• Dataset section:

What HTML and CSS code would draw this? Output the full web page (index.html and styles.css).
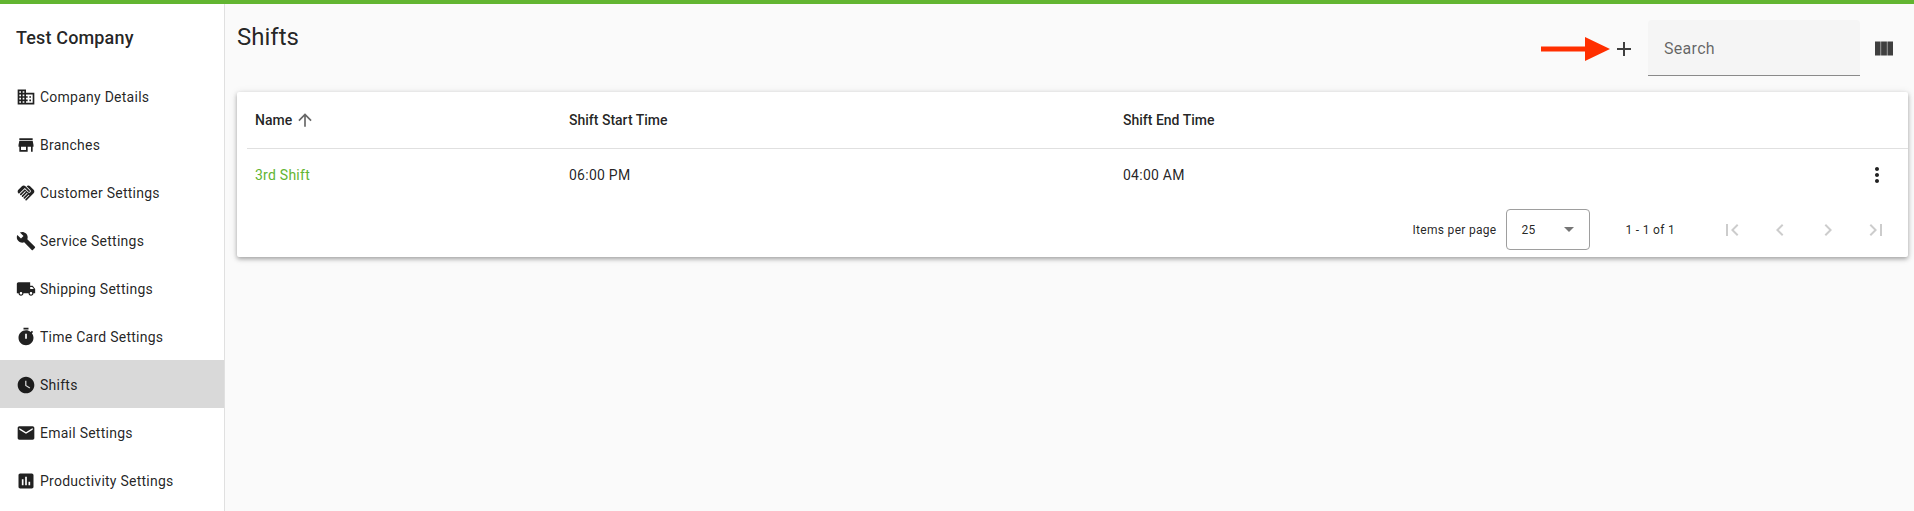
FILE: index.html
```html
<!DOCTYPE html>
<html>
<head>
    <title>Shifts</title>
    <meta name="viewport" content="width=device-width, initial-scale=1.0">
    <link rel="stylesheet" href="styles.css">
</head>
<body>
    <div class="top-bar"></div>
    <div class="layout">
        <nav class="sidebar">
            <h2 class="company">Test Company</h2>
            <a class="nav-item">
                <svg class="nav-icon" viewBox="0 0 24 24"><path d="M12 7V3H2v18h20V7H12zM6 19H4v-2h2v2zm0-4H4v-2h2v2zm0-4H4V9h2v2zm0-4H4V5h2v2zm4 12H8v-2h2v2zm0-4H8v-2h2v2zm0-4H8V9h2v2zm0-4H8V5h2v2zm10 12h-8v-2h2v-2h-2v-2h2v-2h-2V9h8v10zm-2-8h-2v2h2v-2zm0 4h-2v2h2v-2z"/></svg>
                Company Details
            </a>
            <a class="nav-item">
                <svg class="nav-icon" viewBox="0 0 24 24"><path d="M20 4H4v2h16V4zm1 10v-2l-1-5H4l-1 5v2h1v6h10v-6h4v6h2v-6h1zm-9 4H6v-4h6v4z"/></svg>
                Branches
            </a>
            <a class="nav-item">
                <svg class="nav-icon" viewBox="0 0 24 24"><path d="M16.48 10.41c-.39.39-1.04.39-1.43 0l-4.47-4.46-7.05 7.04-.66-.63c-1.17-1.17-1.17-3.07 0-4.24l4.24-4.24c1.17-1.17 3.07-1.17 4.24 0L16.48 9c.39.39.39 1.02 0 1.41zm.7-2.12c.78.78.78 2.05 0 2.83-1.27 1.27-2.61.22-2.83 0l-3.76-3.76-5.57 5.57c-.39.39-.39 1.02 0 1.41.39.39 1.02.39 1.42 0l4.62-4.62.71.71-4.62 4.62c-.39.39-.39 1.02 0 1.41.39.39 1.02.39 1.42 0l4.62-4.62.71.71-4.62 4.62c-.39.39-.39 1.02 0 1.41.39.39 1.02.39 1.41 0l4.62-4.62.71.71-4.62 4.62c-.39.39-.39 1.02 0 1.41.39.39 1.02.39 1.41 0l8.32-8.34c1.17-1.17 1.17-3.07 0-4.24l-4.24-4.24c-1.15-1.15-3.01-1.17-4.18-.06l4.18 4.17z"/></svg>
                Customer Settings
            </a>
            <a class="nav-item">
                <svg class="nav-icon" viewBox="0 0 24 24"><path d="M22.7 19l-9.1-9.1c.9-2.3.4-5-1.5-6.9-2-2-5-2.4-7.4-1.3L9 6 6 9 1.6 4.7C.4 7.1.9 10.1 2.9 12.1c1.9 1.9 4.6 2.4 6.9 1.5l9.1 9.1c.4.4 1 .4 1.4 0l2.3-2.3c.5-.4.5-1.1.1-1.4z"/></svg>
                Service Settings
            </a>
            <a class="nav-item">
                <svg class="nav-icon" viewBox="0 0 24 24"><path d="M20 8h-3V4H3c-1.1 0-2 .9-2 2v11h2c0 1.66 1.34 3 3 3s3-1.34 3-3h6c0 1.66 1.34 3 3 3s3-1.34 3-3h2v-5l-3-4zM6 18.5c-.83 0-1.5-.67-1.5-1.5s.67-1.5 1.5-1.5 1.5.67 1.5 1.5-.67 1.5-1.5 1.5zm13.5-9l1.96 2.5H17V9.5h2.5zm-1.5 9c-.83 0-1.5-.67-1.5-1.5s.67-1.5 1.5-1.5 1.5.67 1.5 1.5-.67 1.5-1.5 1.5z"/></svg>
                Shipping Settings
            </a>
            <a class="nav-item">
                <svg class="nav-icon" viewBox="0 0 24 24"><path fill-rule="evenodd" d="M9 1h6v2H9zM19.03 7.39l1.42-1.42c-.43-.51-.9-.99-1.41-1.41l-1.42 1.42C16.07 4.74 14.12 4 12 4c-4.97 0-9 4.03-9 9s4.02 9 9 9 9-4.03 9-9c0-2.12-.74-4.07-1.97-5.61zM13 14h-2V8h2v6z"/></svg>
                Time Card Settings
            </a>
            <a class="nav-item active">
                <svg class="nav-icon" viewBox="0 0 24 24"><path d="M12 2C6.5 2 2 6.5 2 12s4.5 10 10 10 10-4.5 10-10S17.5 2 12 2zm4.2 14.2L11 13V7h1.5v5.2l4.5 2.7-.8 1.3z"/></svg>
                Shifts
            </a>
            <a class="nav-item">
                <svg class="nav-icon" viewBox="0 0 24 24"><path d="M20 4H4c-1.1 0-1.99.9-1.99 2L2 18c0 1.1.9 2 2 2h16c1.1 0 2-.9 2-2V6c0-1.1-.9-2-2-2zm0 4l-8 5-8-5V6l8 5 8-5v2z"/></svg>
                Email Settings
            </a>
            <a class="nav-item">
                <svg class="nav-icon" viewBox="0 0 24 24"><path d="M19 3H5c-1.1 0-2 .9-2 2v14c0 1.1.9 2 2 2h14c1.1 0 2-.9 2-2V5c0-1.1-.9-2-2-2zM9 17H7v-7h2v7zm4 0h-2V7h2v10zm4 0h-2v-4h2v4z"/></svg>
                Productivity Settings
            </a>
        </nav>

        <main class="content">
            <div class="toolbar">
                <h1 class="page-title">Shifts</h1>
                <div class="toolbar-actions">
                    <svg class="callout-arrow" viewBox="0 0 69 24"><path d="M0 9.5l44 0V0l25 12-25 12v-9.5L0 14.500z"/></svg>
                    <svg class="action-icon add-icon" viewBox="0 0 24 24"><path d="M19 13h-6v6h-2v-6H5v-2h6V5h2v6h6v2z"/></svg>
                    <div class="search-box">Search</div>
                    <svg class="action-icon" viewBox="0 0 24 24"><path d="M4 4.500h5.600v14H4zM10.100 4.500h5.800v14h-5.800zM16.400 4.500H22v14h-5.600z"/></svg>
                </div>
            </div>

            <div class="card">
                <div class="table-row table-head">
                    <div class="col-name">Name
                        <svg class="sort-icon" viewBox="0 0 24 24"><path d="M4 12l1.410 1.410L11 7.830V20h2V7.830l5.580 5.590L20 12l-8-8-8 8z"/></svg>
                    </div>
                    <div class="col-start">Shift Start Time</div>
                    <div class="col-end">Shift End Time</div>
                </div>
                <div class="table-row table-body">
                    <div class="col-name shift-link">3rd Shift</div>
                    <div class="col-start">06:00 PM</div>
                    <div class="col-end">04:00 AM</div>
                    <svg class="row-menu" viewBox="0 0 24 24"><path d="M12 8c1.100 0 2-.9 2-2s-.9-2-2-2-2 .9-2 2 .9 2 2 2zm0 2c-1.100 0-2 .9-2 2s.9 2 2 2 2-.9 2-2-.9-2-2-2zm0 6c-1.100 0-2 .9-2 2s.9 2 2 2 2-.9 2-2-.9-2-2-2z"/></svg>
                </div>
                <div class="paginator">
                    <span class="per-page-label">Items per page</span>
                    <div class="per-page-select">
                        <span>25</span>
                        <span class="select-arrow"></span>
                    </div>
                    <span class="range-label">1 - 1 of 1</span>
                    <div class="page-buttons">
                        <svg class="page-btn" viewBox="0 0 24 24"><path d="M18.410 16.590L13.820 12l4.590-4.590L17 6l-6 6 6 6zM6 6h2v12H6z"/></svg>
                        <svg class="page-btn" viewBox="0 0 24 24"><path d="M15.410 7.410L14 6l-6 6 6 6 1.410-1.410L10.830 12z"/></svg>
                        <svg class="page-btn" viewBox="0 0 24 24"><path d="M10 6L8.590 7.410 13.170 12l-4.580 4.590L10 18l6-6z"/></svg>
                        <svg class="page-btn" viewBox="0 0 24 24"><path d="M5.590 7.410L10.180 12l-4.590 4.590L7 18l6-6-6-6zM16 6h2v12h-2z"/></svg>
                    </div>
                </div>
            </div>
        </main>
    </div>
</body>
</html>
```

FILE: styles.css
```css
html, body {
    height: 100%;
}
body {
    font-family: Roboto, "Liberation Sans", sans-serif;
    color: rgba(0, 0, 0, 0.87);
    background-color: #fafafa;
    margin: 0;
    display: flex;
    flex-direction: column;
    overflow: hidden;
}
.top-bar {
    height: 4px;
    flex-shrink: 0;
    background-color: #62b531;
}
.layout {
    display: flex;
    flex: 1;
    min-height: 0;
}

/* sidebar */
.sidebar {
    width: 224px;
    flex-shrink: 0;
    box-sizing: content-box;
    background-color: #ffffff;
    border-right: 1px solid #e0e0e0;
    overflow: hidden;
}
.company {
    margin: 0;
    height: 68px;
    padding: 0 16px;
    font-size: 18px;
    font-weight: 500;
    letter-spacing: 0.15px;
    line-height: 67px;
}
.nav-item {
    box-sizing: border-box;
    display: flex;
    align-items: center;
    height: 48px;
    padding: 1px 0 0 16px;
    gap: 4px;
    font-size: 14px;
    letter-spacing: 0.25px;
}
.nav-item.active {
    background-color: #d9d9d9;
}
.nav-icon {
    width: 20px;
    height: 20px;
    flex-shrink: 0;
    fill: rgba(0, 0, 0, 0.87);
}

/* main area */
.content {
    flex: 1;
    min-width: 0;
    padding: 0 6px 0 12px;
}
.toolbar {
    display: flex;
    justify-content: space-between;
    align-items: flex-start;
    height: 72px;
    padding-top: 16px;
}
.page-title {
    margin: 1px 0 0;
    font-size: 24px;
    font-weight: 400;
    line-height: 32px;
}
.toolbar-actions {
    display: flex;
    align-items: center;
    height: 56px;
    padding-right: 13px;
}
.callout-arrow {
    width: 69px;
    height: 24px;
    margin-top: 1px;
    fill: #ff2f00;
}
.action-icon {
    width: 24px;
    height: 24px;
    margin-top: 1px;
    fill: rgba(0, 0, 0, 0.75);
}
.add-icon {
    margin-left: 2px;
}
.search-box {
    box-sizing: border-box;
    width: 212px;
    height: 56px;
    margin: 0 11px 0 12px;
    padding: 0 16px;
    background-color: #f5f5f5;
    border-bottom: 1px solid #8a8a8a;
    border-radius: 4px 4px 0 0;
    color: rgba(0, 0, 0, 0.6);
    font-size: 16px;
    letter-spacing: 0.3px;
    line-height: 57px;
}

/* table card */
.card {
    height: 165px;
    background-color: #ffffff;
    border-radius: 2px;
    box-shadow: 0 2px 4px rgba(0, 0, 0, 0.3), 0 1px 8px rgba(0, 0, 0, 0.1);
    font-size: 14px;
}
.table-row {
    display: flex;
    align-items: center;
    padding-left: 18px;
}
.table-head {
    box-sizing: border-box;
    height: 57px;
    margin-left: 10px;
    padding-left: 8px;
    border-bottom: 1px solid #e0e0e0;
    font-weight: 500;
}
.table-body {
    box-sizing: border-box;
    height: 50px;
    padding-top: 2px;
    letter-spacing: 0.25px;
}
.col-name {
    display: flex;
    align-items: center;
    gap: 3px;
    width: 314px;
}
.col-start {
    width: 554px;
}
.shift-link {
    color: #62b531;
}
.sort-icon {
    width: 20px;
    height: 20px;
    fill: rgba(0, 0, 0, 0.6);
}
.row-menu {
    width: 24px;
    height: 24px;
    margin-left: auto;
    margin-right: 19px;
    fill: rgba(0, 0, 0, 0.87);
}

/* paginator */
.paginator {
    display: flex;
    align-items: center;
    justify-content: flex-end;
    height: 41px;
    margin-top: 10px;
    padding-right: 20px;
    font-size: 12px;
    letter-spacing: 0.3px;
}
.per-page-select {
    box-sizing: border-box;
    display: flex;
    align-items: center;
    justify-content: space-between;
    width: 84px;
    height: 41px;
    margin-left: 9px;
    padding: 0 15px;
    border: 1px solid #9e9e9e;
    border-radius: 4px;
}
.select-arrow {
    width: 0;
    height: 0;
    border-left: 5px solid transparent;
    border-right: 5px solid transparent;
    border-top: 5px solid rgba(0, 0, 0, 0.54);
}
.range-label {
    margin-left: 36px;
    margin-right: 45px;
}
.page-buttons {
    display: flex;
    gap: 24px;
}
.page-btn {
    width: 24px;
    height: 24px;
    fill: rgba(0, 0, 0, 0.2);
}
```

• Problem statement:
Take every line above carrying "index" and return it.

• Result for this exercise:
What HTML and CSS code would draw this? Output the full web page (index.html and styles.css).
FILE: index.html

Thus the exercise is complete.